Stated problem
List, from the lines below, each one with "components" in it.

──────── Listed records ────────

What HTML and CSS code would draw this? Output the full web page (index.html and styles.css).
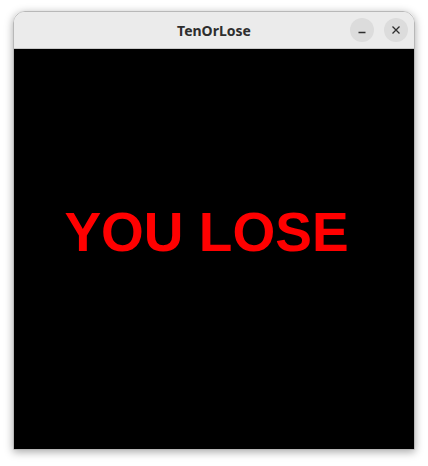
FILE: index.html
```html
<!DOCTYPE html>
<html>
<head>
<meta charset="utf-8">
<link rel="stylesheet" href="styles.css">
</head>
<body>
<div class="window">
  <div class="titlebar">
    <div class="title">TenOrLose</div>
    <div class="controls">
      <button class="ctl" aria-label="minimize">
        <svg width="10" height="10" viewBox="0 0 10 10"><path d="M1.5 7.5h7" stroke="#2e2e2e" stroke-width="1.3" fill="none"/></svg>
      </button>
      <button class="ctl" aria-label="close">
        <svg width="10" height="10" viewBox="0 0 10 10"><path d="M1.5 1.5l7 7M8.5 1.5l-7 7" stroke="#2e2e2e" stroke-width="1.3" fill="none"/></svg>
      </button>
    </div>
  </div>
  <div class="content">
    <div class="message">YOU LOSE</div>
  </div>
</div>
</body>
</html>
```

FILE: styles.css
```css
html, body {
  margin: 0;
  padding: 0;
  background: #ffffff;
}
body {
  width: 428px;
  height: 466px;
  overflow: hidden;
}
.window {
  margin: 11px 0 0 13px;
  width: 400px;
  border: 1px solid #b8b8b8;
  border-radius: 12px 12px 0 0;
  box-shadow: 0 2px 8px rgba(0,0,0,0.35);
  overflow: hidden;
}
.titlebar {
  position: relative;
  height: 36px;
  background: #ebebeb;
  border-bottom: 1px solid #c8c8c8;
  display: flex;
  align-items: center;
  justify-content: center;
}
.title {
  font-family: "Noto Sans", "DejaVu Sans", sans-serif;
  font-weight: 700;
  font-size: 14px;
  color: #2e2e2e;
}
.controls {
  position: absolute;
  right: 6px;
  top: 6px;
  display: flex;
  gap: 10px;
}
.ctl {
  width: 24px;
  height: 24px;
  border-radius: 50%;
  border: none;
  padding: 0;
  background: #dcdcdc;
  display: flex;
  align-items: center;
  justify-content: center;
}
.content {
  height: 400px;
  background: #000000;
  display: flex;
  align-items: center;
  justify-content: center;
}
.message {
  font-family: "Liberation Sans", Arial, sans-serif;
  font-weight: 700;
  font-size: 55px;
  color: #ff0000;
  margin-top: -35px;
  margin-left: -15px;
}
```
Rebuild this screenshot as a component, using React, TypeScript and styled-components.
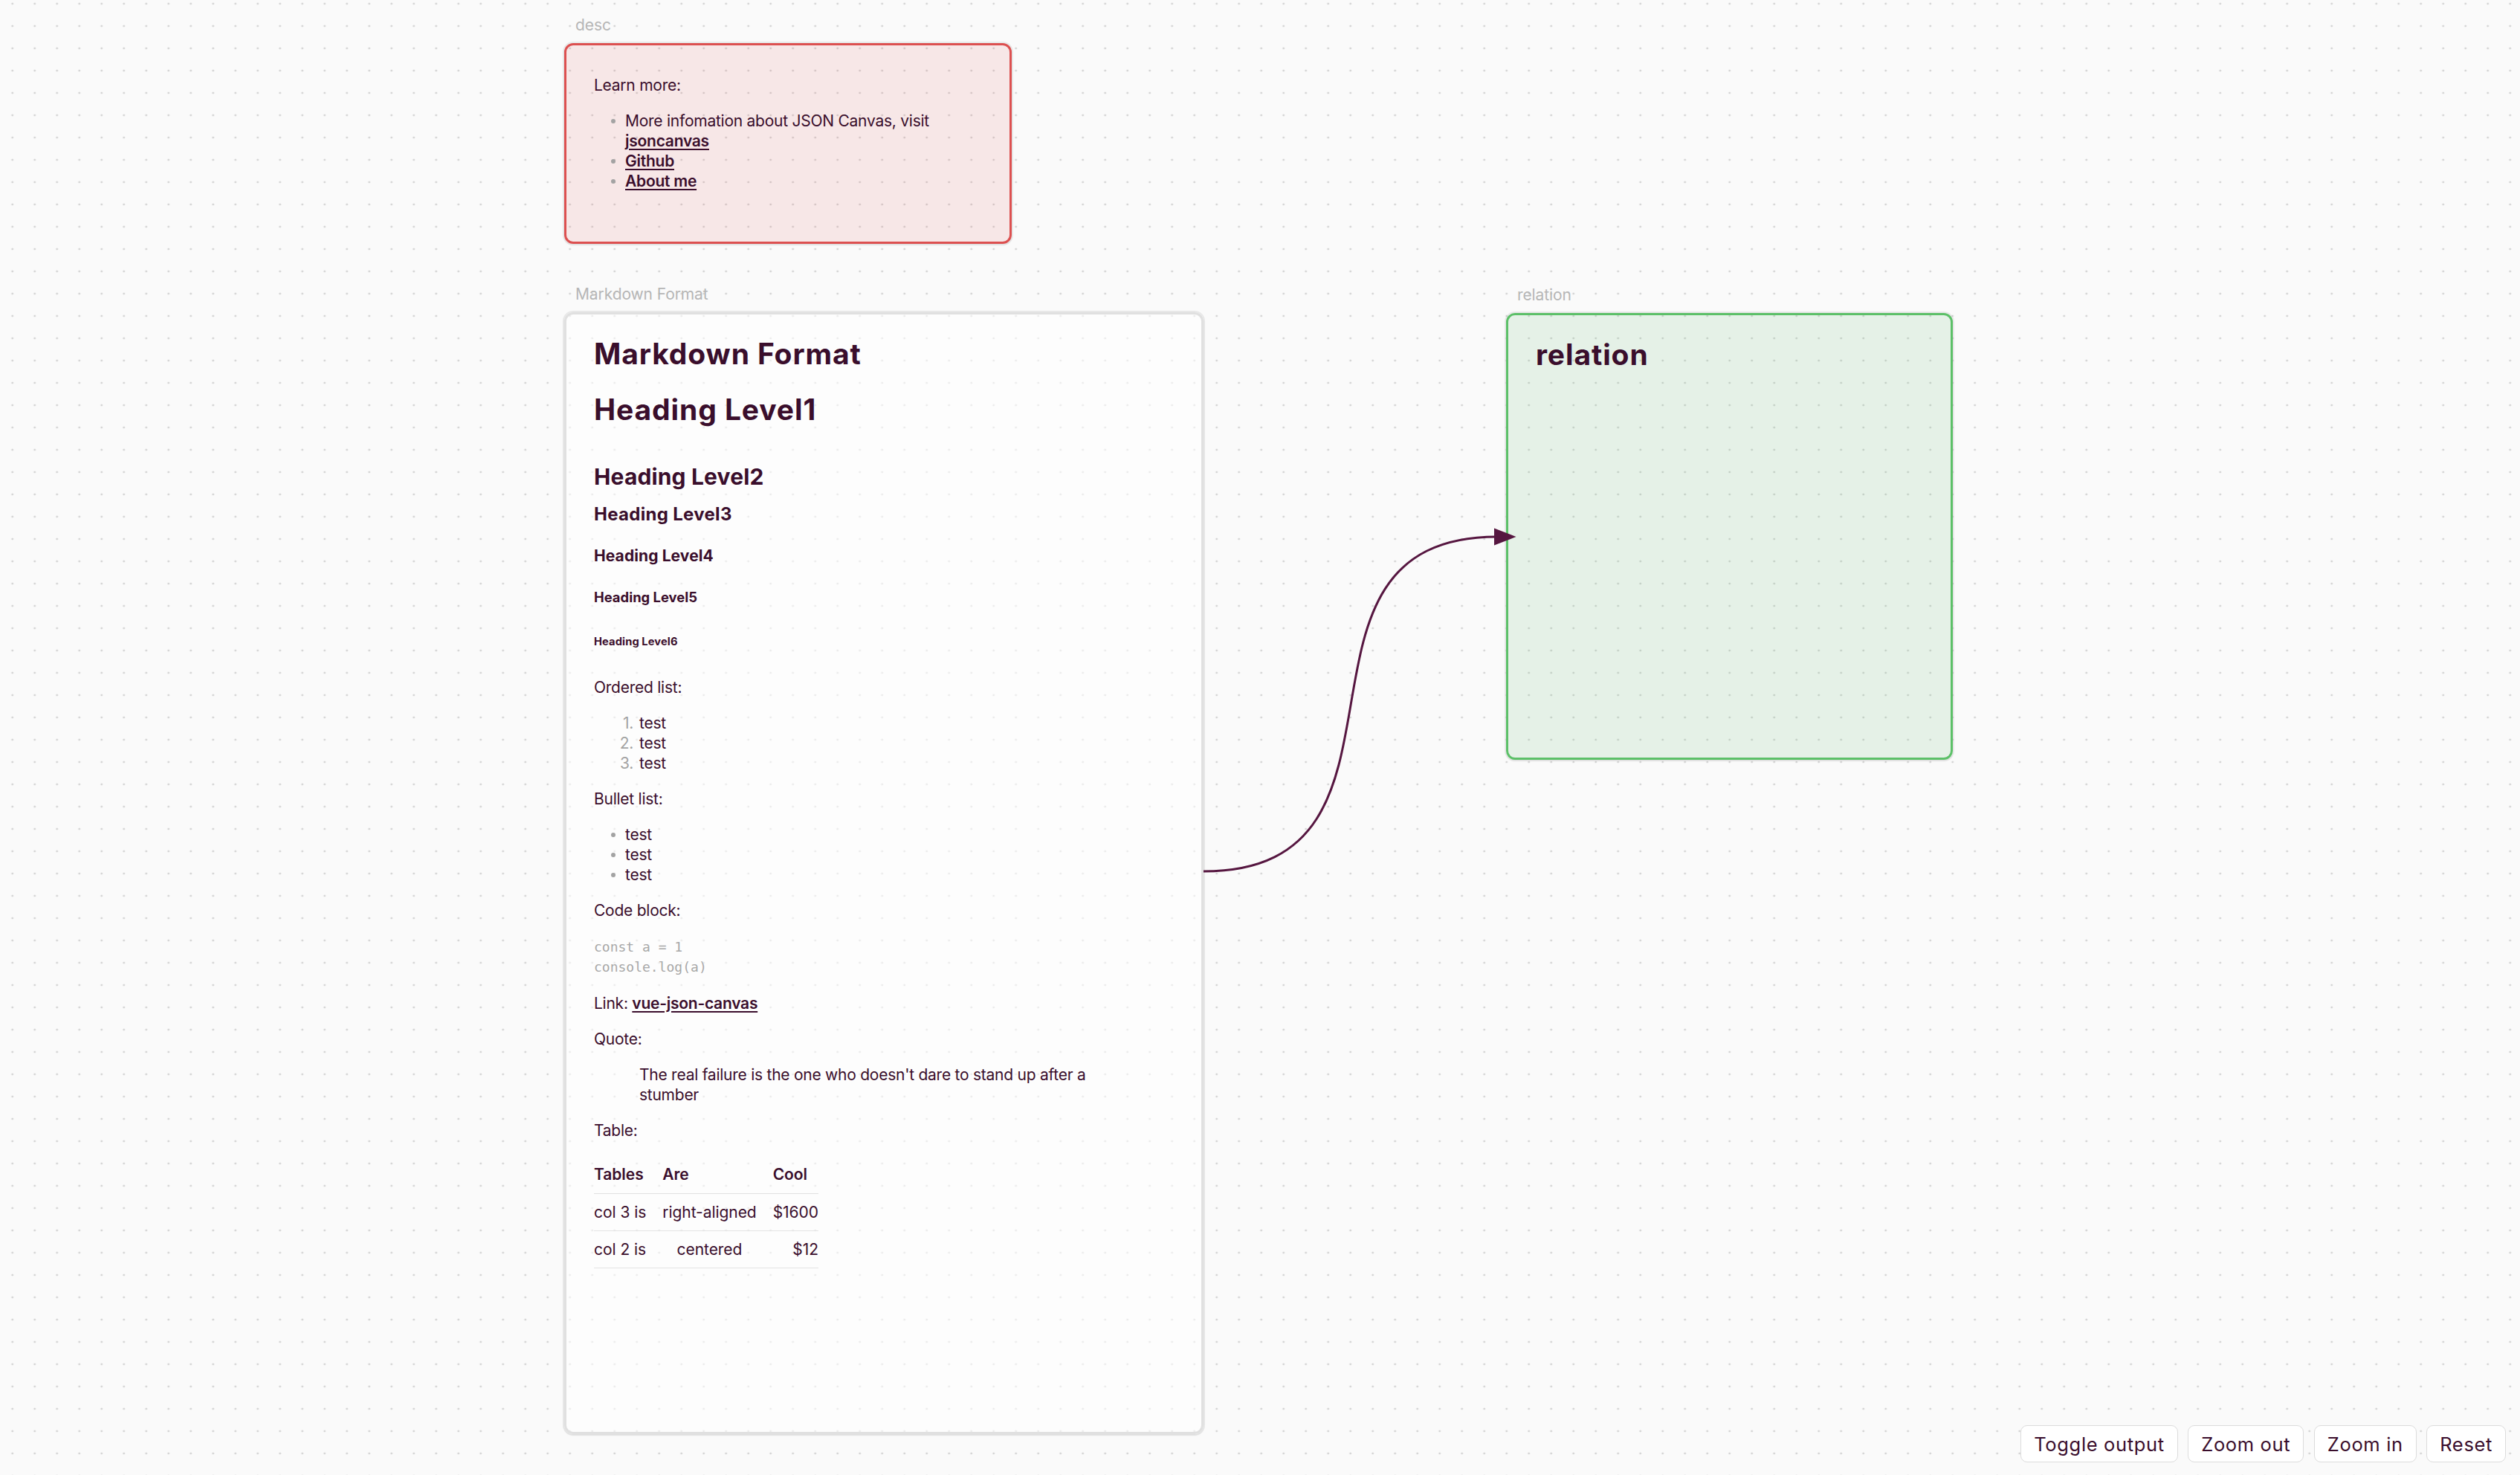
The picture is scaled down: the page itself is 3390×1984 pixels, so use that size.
import React from 'react';
import styled, { createGlobalStyle } from 'styled-components';

const INK = '#3a0e2c';

const GlobalStyle = createGlobalStyle`
  html, body { margin: 0; padding: 0; }
  body {
    background: #fafafa;
    font-family: Inter, "Noto Sans", "Liberation Sans", sans-serif;
    color: ${INK};
  }
  * { box-sizing: border-box; }
`;

const Canvas = styled.div`
  position: relative;
  width: 3390px;
  height: 1984px;
  overflow: hidden;
  background-color: #fafafa;
  background-image: radial-gradient(circle, #d3d3d3 1.2px, transparent 1.7px);
  background-size: 30px 30px;
  background-position: 1.7px 20px;
`;

const NodeWrap = styled.div<{ $x: number; $y: number; $w: number; $h: number }>`
  position: absolute;
  left: ${(p) => p.$x}px;
  top: ${(p) => p.$y}px;
  width: ${(p) => p.$w}px;
  height: ${(p) => p.$h}px;
`;

const NodeLabel = styled.div`
  position: absolute;
  left: 15px;
  bottom: calc(100% + 11px);
  font-size: 21px;
  line-height: 27px;
  letter-spacing: -0.1px;
  color: #b6b6b6;
  white-space: nowrap;
`;

const Card = styled.div<{ $border: string; $bg: string }>`
  width: 100%;
  height: 100%;
  border: 3px solid ${(p) => p.$border};
  border-radius: 12px;
  background: ${(p) => p.$bg};
  box-shadow: 0 0 0 2px rgba(0, 0, 0, 0.07), 0 2px 3px rgba(0, 0, 0, 0.04);
  padding: 18px 37px;
  overflow: hidden;
  display: flex;
  flex-direction: column;
  align-items: flex-start;
  font-size: 21px;
  line-height: 27px;
  letter-spacing: -0.25px;
`;

const Heading = styled.div<{ $size: number; $lh: number; $gap: number; $track: number }>`
  margin: ${(p) => p.$gap}px 0 0;
  font-size: ${(p) => p.$size}px;
  line-height: ${(p) => p.$lh}px;
  font-weight: 700;
  letter-spacing: ${(p) => p.$track}px;
`;

const Para = styled.p<{ $gap?: number }>`
  margin: ${(p) => p.$gap ?? 21.2}px 0 0;
  font-size: 21px;
  line-height: 27px;
`;

const Link = styled.a`
  color: inherit;
  font-weight: 600;
  text-decoration: underline;
  text-decoration-thickness: 1.5px;
  text-underline-offset: 3px;
`;

const BulletList = styled.ul`
  list-style: none;
  margin: 21.2px 0 0;
  padding: 0 0 0 42px;
`;

const BulletItem = styled.li`
  position: relative;
  &::before {
    content: '';
    position: absolute;
    left: -19.5px;
    top: 10.5px;
    width: 6.5px;
    height: 6.5px;
    border-radius: 50%;
    background: #a3a3a3;
  }
`;

const NumberList = styled.ol`
  list-style: none;
  counter-reset: num;
  margin: 21.2px 0 0;
  padding: 0 0 0 61px;
`;

const NumberItem = styled.li`
  position: relative;
  counter-increment: num;
  &::before {
    content: counter(num) '.';
    position: absolute;
    right: calc(100% + 8px);
    top: 0;
    color: #a3a3a3;
  }
`;

const CodeBlock = styled.pre`
  margin: 21.2px 0 0;
  font-family: "DejaVu Sans Mono", "Liberation Mono", monospace;
  font-size: 18px;
  line-height: 27.4px;
  letter-spacing: 0;
  color: #a8a8a8;
`;

const Quote = styled.blockquote`
  margin: 21.2px 60px 0 61px;
  padding: 0;
  align-self: stretch;
`;

const Table = styled.table`
  margin-top: 31.5px;
  border-collapse: collapse;
  font-size: 21px;
  line-height: 27px;
  letter-spacing: -0.05px;
`;

const Th = styled.th`
  text-align: left;
  font-weight: 600;
  padding: 0 11px 12px;
  border-bottom: 1.5px solid #e1e1e1;
  &:first-child { padding-left: 0; }
  &:last-child { padding-right: 0; }
`;

const Td = styled.td<{ $align?: 'left' | 'center' | 'right' }>`
  text-align: ${(p) => p.$align ?? 'left'};
  padding: 11px;
  border-bottom: 1.5px solid #e4e4e4;
  &:first-child { padding-left: 0; }
  &:last-child { padding-right: 0; }
`;

const EdgeLayer = styled.svg`
  position: absolute;
  left: 0;
  top: 0;
  pointer-events: none;
`;

const Toolbar = styled.div`
  position: absolute;
  right: 19px;
  bottom: 17px;
  display: flex;
  gap: 13.5px;
`;

const ToolButton = styled.button`
  height: 50px;
  padding: 0 17px;
  border: 1.5px solid #dcdcdc;
  border-radius: 9px;
  background: #ffffff;
  color: ${INK};
  font-family: Inter, "Noto Sans", sans-serif;
  font-size: 25.5px;
  letter-spacing: 0.65px;
  cursor: pointer;
`;

const EDGE = '#561640';

export default function App() {
  return (
    <>
      <GlobalStyle />
      <Canvas>
        <NodeWrap $x={759} $y={58} $w={602} $h={270}>
          <NodeLabel>desc</NodeLabel>
          <Card $border="#dc5050" $bg="rgba(222, 70, 70, 0.1)">
            <Para $gap={22}>Learn more:</Para>
            <BulletList>
              <BulletItem>
                More infomation about JSON Canvas, visit <Link href="#">jsoncanvas</Link>
              </BulletItem>
              <BulletItem>
                <Link href="#">Github</Link>
              </BulletItem>
              <BulletItem>
                <Link href="#">About me</Link>
              </BulletItem>
            </BulletList>
          </Card>
        </NodeWrap>

        <NodeWrap $x={759} $y={420} $w={860} $h={1509}>
          <NodeLabel>Markdown Format</NodeLabel>
          <Card $border="#e0e0e0" $bg="rgba(255, 255, 255, 0.55)">
            <Heading as="h1" $size={39} $lh={47} $gap={11} $track={0.9}>Markdown Format</Heading>
            <Heading as="h1" $size={39} $lh={47} $gap={28} $track={0.9}>Heading Level1</Heading>
            <Heading as="h2" $size={30} $lh={37} $gap={49} $track={0.15}>Heading Level2</Heading>
            <Heading as="h3" $size={24} $lh={30} $gap={16.7} $track={0.3}>Heading Level3</Heading>
            <Heading as="h4" $size={21} $lh={27} $gap={27.2} $track={0.1}>Heading Level4</Heading>
            <Heading as="h5" $size={18.4} $lh={24} $gap={30.5} $track={0}>Heading Level5</Heading>
            <Heading as="h6" $size={14.7} $lh={20} $gap={38} $track={0.1}>Heading Level6</Heading>
            <Para $gap={37.3}>Ordered list:</Para>
            <NumberList>
              <NumberItem>test</NumberItem>
              <NumberItem>test</NumberItem>
              <NumberItem>test</NumberItem>
            </NumberList>
            <Para>Bullet list:</Para>
            <BulletList>
              <BulletItem>test</BulletItem>
              <BulletItem>test</BulletItem>
              <BulletItem>test</BulletItem>
            </BulletList>
            <Para>Code block:</Para>
            <CodeBlock>{'const a = 1\nconsole.log(a)'}</CodeBlock>
            <Para>
              Link: <Link href="#">vue-json-canvas</Link>
            </Para>
            <Para>Quote:</Para>
            <Quote>The real failure is the one who doesn't dare to stand up after a stumber</Quote>
            <Para>Table:</Para>
            <Table>
              <thead>
                <tr>
                  <Th>Tables</Th>
                  <Th>Are</Th>
                  <Th>Cool</Th>
                </tr>
              </thead>
              <tbody>
                <tr>
                  <Td>col 3 is</Td>
                  <Td>right-aligned</Td>
                  <Td $align="right">$1600</Td>
                </tr>
                <tr>
                  <Td>col 2 is</Td>
                  <Td $align="center">centered</Td>
                  <Td $align="right">$12</Td>
                </tr>
              </tbody>
            </Table>
          </Card>
        </NodeWrap>

        <NodeWrap $x={2026} $y={421} $w={601} $h={601}>
          <NodeLabel>relation</NodeLabel>
          <Card $border="#5cc068" $bg="rgba(80, 185, 95, 0.12)">
            <Heading as="h1" $size={39} $lh={47} $gap={11} $track={0.9}>relation</Heading>
          </Card>
        </NodeWrap>

        <EdgeLayer width={3390} height={1984} viewBox="0 0 3390 1984">
          <path
            d="M1619 1172 C1939 1172, 1696 722, 2014 722"
            fill="none"
            stroke={EDGE}
            strokeWidth={3}
          />
          <polygon points="2010,710.5 2039.5,722 2010,733.5" fill={EDGE} />
        </EdgeLayer>

        <Toolbar>
          <ToolButton>Toggle output</ToolButton>
          <ToolButton>Zoom out</ToolButton>
          <ToolButton>Zoom in</ToolButton>
          <ToolButton>Reset</ToolButton>
        </Toolbar>
      </Canvas>
    </>
  );
}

────────

Answer for this exercise
Rebuild this screenshot as a component, using React, TypeScript and styled-components.
import styled, { createGlobalStyle } from 'styled-components';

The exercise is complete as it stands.